The solution is to just get over it and use the temporary variable (or uniq
as @ikegami showed). If I need a temporary variable to get something done, I use the variable and move on in life to worry about something else.
Upvotes: 4
Reputation: 67910
I'd like to avoid creating a temporary hash variable for that purpose.
You are already creating a temporary hash variable for that purpose. You are just not giving it a name.

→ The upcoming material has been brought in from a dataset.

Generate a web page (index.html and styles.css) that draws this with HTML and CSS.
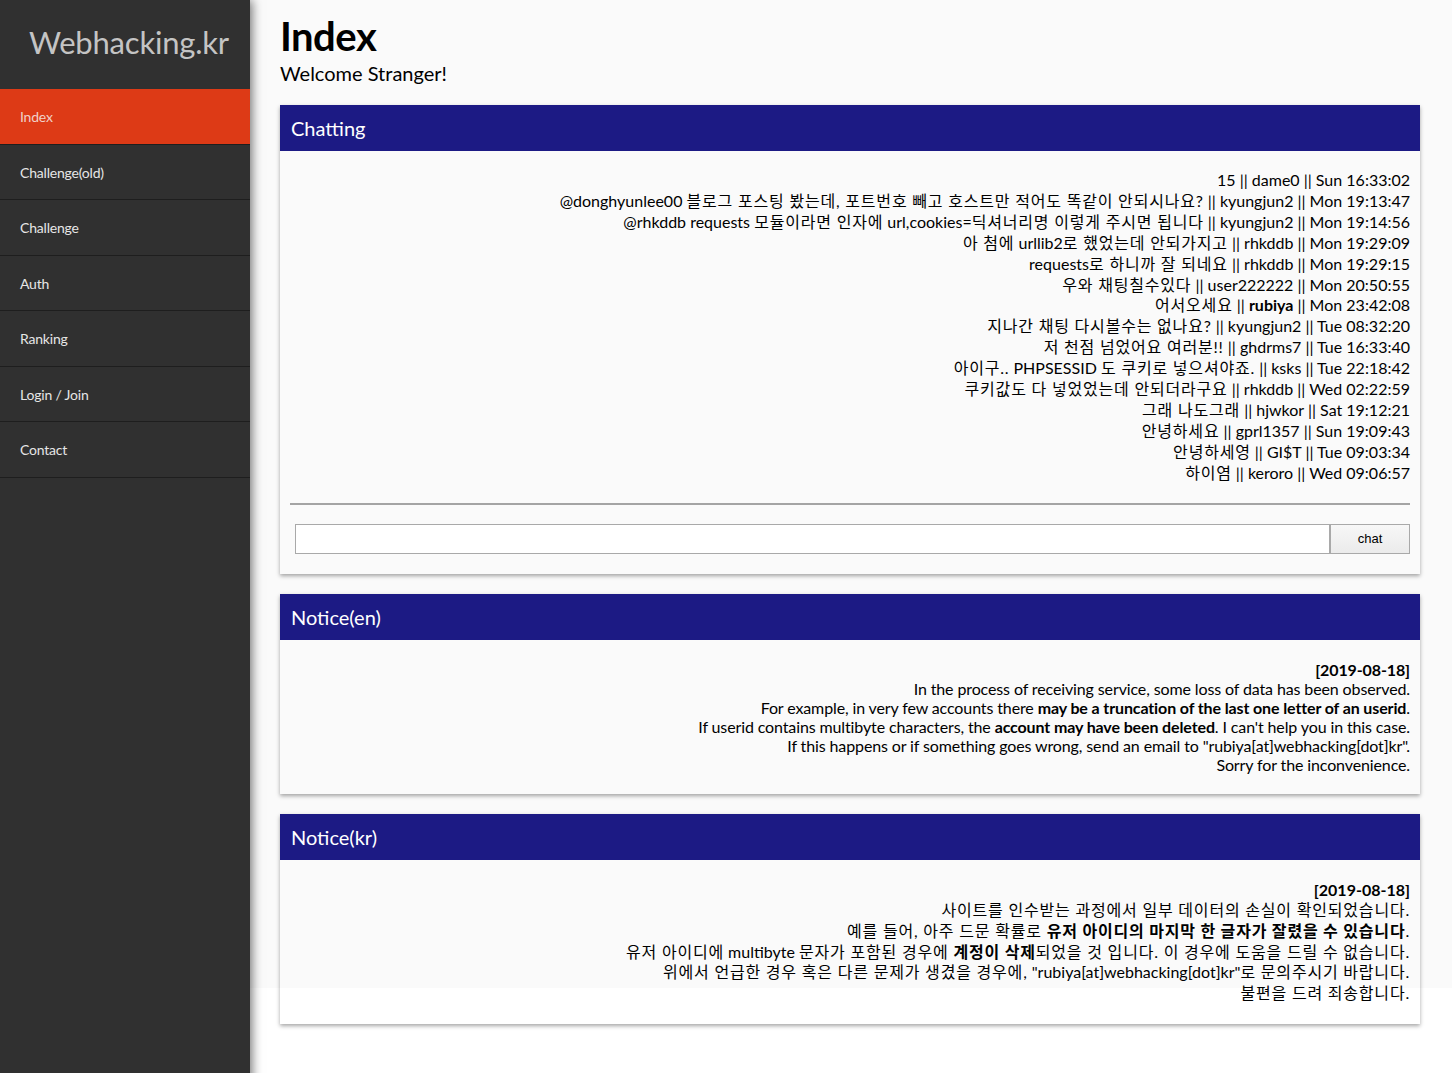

When I read this question, what comes to mind is that you have not considered using the lexical scope. This is a key feature of Perl. Your code from perlfaq:
my %hash = map { $_, 1 } @array;
# or a hash slice: @hash{ @array } = ();
# or a foreach: $hash{$_} = 1 foreach ( @array );
my @unique = keys %hash;
#...
my %seen = ();
my @unique = grep { ! $seen{ $_ }++ } @array;
...can easily be altered to remove the permanence of the "temporary" variable by placing the variable in a scope. Which coinscidentally is conceptually the same as using List::Util::uniq
, or your own solution with an unnamed hash that is discarded after use.
my @unique;
{
my %hash = map { $_, 1 } @array;
@unique = keys %hash;
}
# here %hash no longer exists
# ....
my @unique;
{
my %seen; # = () is redundant.
@unique = grep { ! $seen{ $_ }++ } @array;
}
# here %seen no longer exists
Since we declare variables inside a block { ... }
, after the block ends, they are no longer available. This is essentially what your original solution is trying to do.

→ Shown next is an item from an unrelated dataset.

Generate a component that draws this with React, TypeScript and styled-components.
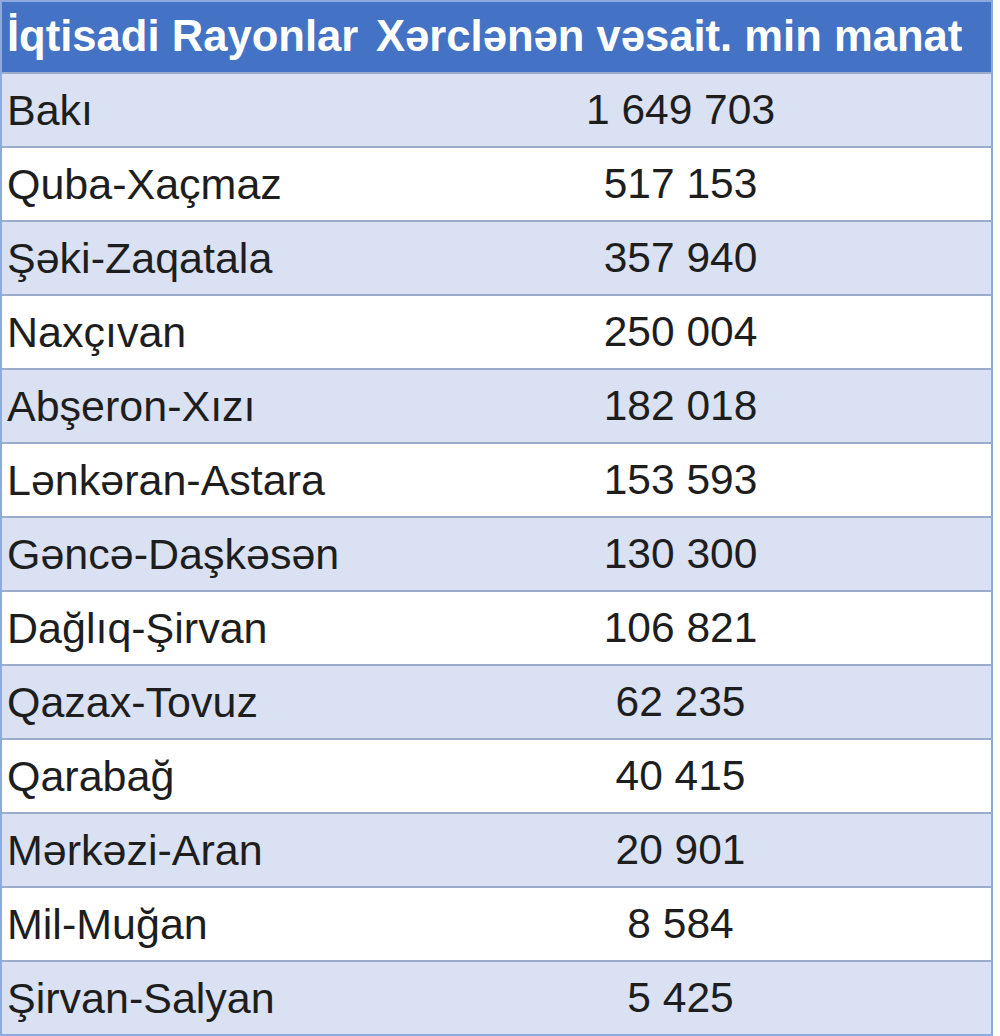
import React from 'react'
import styled, { createGlobalStyle } from 'styled-components'

const GlobalStyle = createGlobalStyle`
  html, body {
    margin: 0;
    padding: 0;
    background: #ffffff;
  }
  body {
    font-family: 'Liberation Sans', Arial, sans-serif;
  }
`

const Table = styled.div`
  width: 993px;
  box-sizing: border-box;
  border-left: 2px solid #8ea9db;
  border-right: 2px solid #8ea9db;
  border-bottom: 2px solid #8ea9db;
  display: flex;
  flex-direction: column;
`

const HeaderRow = styled.div`
  display: grid;
  grid-template-columns: 366px 1fr;
  height: 72px;
  box-sizing: border-box;
  border-top: 2px solid #8ea9db;
  background: #4472c4;
  color: #ffffff;
  font-weight: bold;
  font-size: 43.6px;
  align-items: center;
`

const HeaderCell = styled.div<{ $pad: number }>`
  padding-left: ${(p) => p.$pad}px;
  white-space: nowrap;
  line-height: 1;
`

const Row = styled.div<{ $striped: boolean }>`
  display: grid;
  grid-template-columns: 368px 1fr;
  height: 74px;
  box-sizing: border-box;
  border-top: 2px solid #9daccb;
  background: ${(p) => (p.$striped ? '#d9e1f2' : '#ffffff')};
  color: #1e1e1e;
  font-size: 43px;
  align-items: center;
`

const NameCell = styled.div`
  padding-left: 5px;
  white-space: nowrap;
  line-height: 1;
`

const ValueCell = styled.div`
  text-align: center;
  font-size: 42.5px;
  white-space: nowrap;
  line-height: 1;
`

const rows: [string, string][] = [
  ['Bakı', '1 649 703'],
  ['Quba-Xaçmaz', '517 153'],
  ['Şəki-Zaqatala', '357 940'],
  ['Naxçıvan', '250 004'],
  ['Abşeron-Xızı', '182 018'],
  ['Lənkəran-Astara', '153 593'],
  ['Gəncə-Daşkəsən', '130 300'],
  ['Dağlıq-Şirvan', '106 821'],
  ['Qazax-Tovuz', '62 235'],
  ['Qarabağ', '40 415'],
  ['Mərkəzi-Aran', '20 901'],
  ['Mil-Muğan', '8 584'],
  ['Şirvan-Salyan', '5 425'],
]

export default function App() {
  return (
    <>
      <GlobalStyle />
      <Table>
        <HeaderRow>
          <HeaderCell $pad={5}>İqtisadi Rayonlar</HeaderCell>
          <HeaderCell $pad={8}>Xərclənən vəsait. min manat</HeaderCell>
        </HeaderRow>
        {rows.map(([name, value], i) => (
          <Row key={name} $striped={i % 2 === 0}>
            <NameCell>{name}</NameCell>
            <ValueCell>{value}</ValueCell>
          </Row>
        ))}
      </Table>
    </>
  )
}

This latter solution is the one that uniq
uses. It also has the benefit of preserving the order of the unique elements. In the former, the order is lost, since hashes are unordered.
Upvotes: 1
Reputation: 31020
On new enough Perls you can use postfix deref:
@a = keys { map { $_ => undef } @a }->%*
Older Perls will need an infix deref:
@a = keys %{{ map { $_ => undef } @a }}
Or you could use an anonymous sub to separate the generation from the deduplication:
@a = sub { keys %{{@_}} }->( map { $_ => undef } @a )
But all of this is unnecessary, because List::Util::uniq
has been in core Perl since 5.8, which was released almost 23 years ago.